RRT

Rating Region Table

Services
Introduced in Rel-14
A data structure defined in 3GPP for Multimedia Telephony Service (MTSI) that maps geographical regions to specific billing or rating policies. It enables dynamic, location-aware charging for communication services, which is crucial for implementing fair and flexible commercial models.

Description

The Rating Region Table (RRT) is a service-layer concept specified within the 3GPP framework for the Multimedia Telephony Service for IMS (MTSI), primarily documented in TS 26.917. It functions as a configurable database or table used by an application server, typically a Telephony Application Server (TAS), to determine the appropriate charging rate or policy for a communication session based on the geographical location of the users involved. The core mechanism involves mapping a 'Rating Region' identifier to a specific set of charging rules. A Rating Region is a logical area, such as a country, a group of countries, a state, or a specific network operator's service area. When an MTSI call or session is established, the serving network node (e.g., the MTSI Application Server) can ascertain the location of the calling and/or called party, often derived from network-provided location information or subscription data.

Upon determining the relevant geographical context, the server consults the RRT. The table lookup yields the specific rating policy applicable for that session. This policy defines parameters such as the tariff (cost per minute, per data volume, or per event), the billing currency, any time-of-day or day-of-week rate variations, and potentially the responsible charging system (e.g., Online Charging System - OCS, or Offline Charging System - OFCS) to be invoked. The RRT thus acts as a critical translation layer between the physical/network location of a session and the commercial logic governing its cost. Its implementation allows for a single service platform to support a complex, multi-region commercial deployment without requiring hard-coded logic for every possible location combination.

Architecturally, the RRT is a functional component within the service stratum, separate from the core network charging interfaces like Diameter Ro/Rf. It is provisioned and managed by the service provider, often through operational support systems. The table's contents are dynamic and can be updated to reflect new tariff plans, regulatory changes in specific regions, or promotional offers. During session setup, the MTSI AS uses the RRT output to construct the appropriate charging information, which is then forwarded to the core network's charging functions via standardized mechanisms. This enables precise, location-aware charging events to be generated, ensuring subscribers are billed correctly according to where they are using the service. The RRT is a key enabler for commercial Voice over LTE (VoLTE) and Video over LTE (ViLTE) services, allowing operators to implement differentiated pricing for domestic, international, and roaming scenarios seamlessly.

Purpose & Motivation

The Rating Region Table (RRT) was created to address the commercial and operational complexity of charging for IP-based multimedia telephony services, like VoLTE, in a globalized and roaming-enabled environment. Traditional circuit-switched telephony had relatively static charging models often tied to the called number's prefix (e.g., country code, area code). However, with IMS-based services, the concept of location becomes more fluid—a user can be physically in one country but registered with their home network (roaming), and the service logic is decoupled from the underlying transport. This created a challenge: how to apply the correct tariff for a call where the caller might be roaming, the callee might be in a different country, and the service is delivered via a packet-switched IP connection.

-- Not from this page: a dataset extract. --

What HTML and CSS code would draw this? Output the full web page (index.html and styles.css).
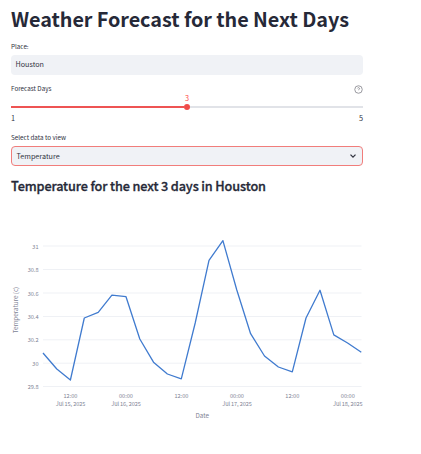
FILE: index.html
```html
<!DOCTYPE html>
<html lang="en">
<head>
<meta charset="utf-8">
<title>Weather Forecast</title>
<link rel="stylesheet" href="styles.css">
</head>
<body>
<main class="page">
  <h1 class="title"><svg class="fit" width="340" height="32"><text x="0" y="22.3" textLength="338">Weather Forecast for the Next Days</text></svg></h1>
  <label class="label" for="place">Place:</label>
  <div class="input" id="place">Houston</div>
  <div class="label-row">
    <span class="label">Forecast Days</span>
    <svg class="help" viewBox="0 0 24 24"><circle cx="12" cy="12" r="10"/><path d="M9.1 9a3 3 0 0 1 5.8 1c0 2-3 3-3 3M12 17h.01"/></svg>
  </div>
  <div class="slider">
    <span class="value">3</span>
    <div class="track"><div class="done"></div><div class="thumb"></div><div class="rest"></div></div>
    <div class="ends"><span>1</span><span>5</span></div>
  </div>
  <div class="label select-label">Select data to view</div>
  <div class="input select"><span>Temperature</span><svg class="chevron" viewBox="0 0 8 8"><path d="M2 2.9 4 4.9l2-2"/></svg></div>
  <h2 class="subtitle"><svg class="fit" width="260" height="24"><text x="0" y="17" textLength="255">Temperature for the next 3 days in Houston</text></svg></h2>
  <svg class="chart" width="360" height="195" viewBox="11 230 360 195">
    <path class="grid" d="M43 246H361.5M43 269.5H361.5M43 293H361.5M43 316.5H361.5M43 339.8H361.5M43 363.2H361.5M43 386.5H361.5"/>
    <g class="ticks y">
      <text x="38.5" y="248.5">31</text><text x="38.5" y="272">30.8</text><text x="38.5" y="295.5">30.6</text><text x="38.5" y="319">30.4</text><text x="38.5" y="342.3">30.2</text><text x="38.5" y="365.7">30</text><text x="38.5" y="389">29.8</text>
    </g>
    <g class="ticks x">
      <text x="70.5" y="398.3">12:00</text><text x="70.5" y="406.3" textLength="29.5">Jul 15, 2025</text>
      <text x="126" y="398.3">00:00</text><text x="126" y="406.3" textLength="29.5">Jul 16, 2025</text>
      <text x="181.4" y="398.3">12:00</text>
      <text x="237" y="398.3">00:00</text><text x="237" y="406.3" textLength="29.5">Jul 17, 2025</text>
      <text x="292.3" y="398.3">12:00</text>
      <text x="347.8" y="398.3">00:00</text><text x="347.8" y="406.3" textLength="29.5">Jul 18, 2025</text>
    </g>
    <text class="axis" x="202.3" y="418" textLength="13.5">Date</text>
    <text class="axis" transform="translate(18 310) rotate(-90)" textLength="46.5">Temperature (c)</text>
    <polyline class="line" points="43,353 56.8,369 70.4,380 84.3,318 98.2,312.4 111.9,295.2 126,296.7 139.8,339 153.5,362.2 167.4,374 181.3,378.8 195.2,323 209,260.3 222.9,240.6 236.8,290 250.6,333.7 264.5,356 278.4,367 292.3,371.8 306,318 320,290.3 333.8,334.9 347.6,343 361.3,352.2"/>
  </svg>
</main>
</body>
</html>
```
FILE: styles.css
```css
* { box-sizing: border-box; }
body {
  margin: 0;
  background: #fff;
  color: #31333f;
  font-family: "Noto Sans CJK SC", "Noto Sans", sans-serif;
}
.page { width: 363px; padding: 5px 0 0 11px; display: flex; flex-direction: column; }
.title, .subtitle { margin: 0; }
.fit { display: block; overflow: visible; fill: #262938; }
.title { height: 36px; font-size: 19.8px; font-weight: 700; }
.label { display: block; height: 11px; line-height: 11px; font-size: 6.3px; white-space: nowrap; }
.input {
  height: 20px;
  margin-top: 3px;
  padding: 0 4.5px;
  border-radius: 4px;
  background: #f0f2f6;
  font-size: 7.2px;
  line-height: 19px;
}
.label-row { display: flex; justify-content: space-between; margin-top: 8px; height: 11px; }
.help { width: 9px; height: 9px; margin-top: 1.5px; fill: none; stroke: #85868d; stroke-width: 2.2; }
.slider { height: 29px; display: flex; flex-direction: column; }
.value { height: 9px; line-height: 9px; text-align: center; font-size: 7.3px; color: #ff4b4b; }
.track { height: 7px; display: flex; align-items: center; margin-top: 0.5px; }
.done, .rest { flex: 1; height: 2px; background: #ee5453; }
.rest { background: #e1e3e8; }
.thumb { width: 6px; height: 6px; border-radius: 50%; background: #f04c4a; }
.ends { display: flex; justify-content: space-between; margin-top: 2.5px; height: 10px; line-height: 10px; font-size: 7.3px; }
.select-label { margin-top: 9px; }
.select { display: flex; justify-content: space-between; align-items: center; border: 1px solid #f17d7b; line-height: 18px; }
.chevron { width: 10px; height: 10px; fill: none; stroke: #31333f; stroke-width: 1; }
.subtitle { height: 24px; margin-top: 8px; font-size: 12.7px; font-weight: 500; }
.subtitle .fit { stroke: #262938; stroke-width: 0.3; }
.chart { margin-top: 32px; overflow: visible; display: block; }
.grid { fill: none; stroke: #eff1f5; stroke-width: 1; }
.ticks { font-size: 5.6px; fill: #808495; }
.y { text-anchor: end; }
.x { text-anchor: middle; }
.axis { font-size: 6.3px; fill: #808495; text-anchor: middle; }
.line { fill: none; stroke: #407bcf; stroke-width: 1.3; stroke-linejoin: round; }
```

The RRT solves this by introducing a flexible, configurable mapping between logical geographical regions and charging policies. Its purpose is to separate the service logic from the complex, frequently updated rules of commerce and regulation. Without such a table, application servers would need embedded, hard-coded logic for every possible location pair, making tariff updates cumbersome, error-prone, and slow to deploy. The RRT allows operators to define and modify rating regions and their associated policies centrally, enabling rapid response to market changes, new roaming agreements, or regulatory requirements in specific jurisdictions.

Historically, its introduction in Release 14 as part of the enhanced MTSI specifications was motivated by the large-scale commercial deployment of VoLTE/ViLTE. Operators needed a standardized, robust method to implement sophisticated charging schemes that could differentiate between home and visited network usage, apply special rates for specific regions (like a "home zone" or partner networks), and support complex inter-operator settlement models for roaming. The RRT provides this necessary abstraction layer. It empowers service providers to create competitive and fair pricing models that reflect the true cost and value of the service in different contexts, which is fundamental for the commercial success of IMS-based telephony as a replacement for legacy circuit-switched voice.

Key Features

  • Maps logical geographical regions (Rating Regions) to specific charging tariffs and policies
  • Enables dynamic, location-aware charging for IMS-based multimedia telephony (MTSI/VoLTE)
  • Decouples service logic from commercial tariff rules for easier updates and management
  • Supports complex scenarios including roaming, international calls, and regional promotions
  • Integrates with core network Online Charging System (OCS) and Offline Charging System (OFCS)
  • Configurable and provisionable by the service provider's operational support systems

Evolution Across Releases

Rel-14 Initial

Initially introduced in TS 26.917 for the Multimedia Telephony Service for IMS (MTSI). Defined the concept and functional requirements for the Rating Region Table, establishing it as the mechanism for determining location-based charging policies for VoLTE/ViLTE calls and sessions.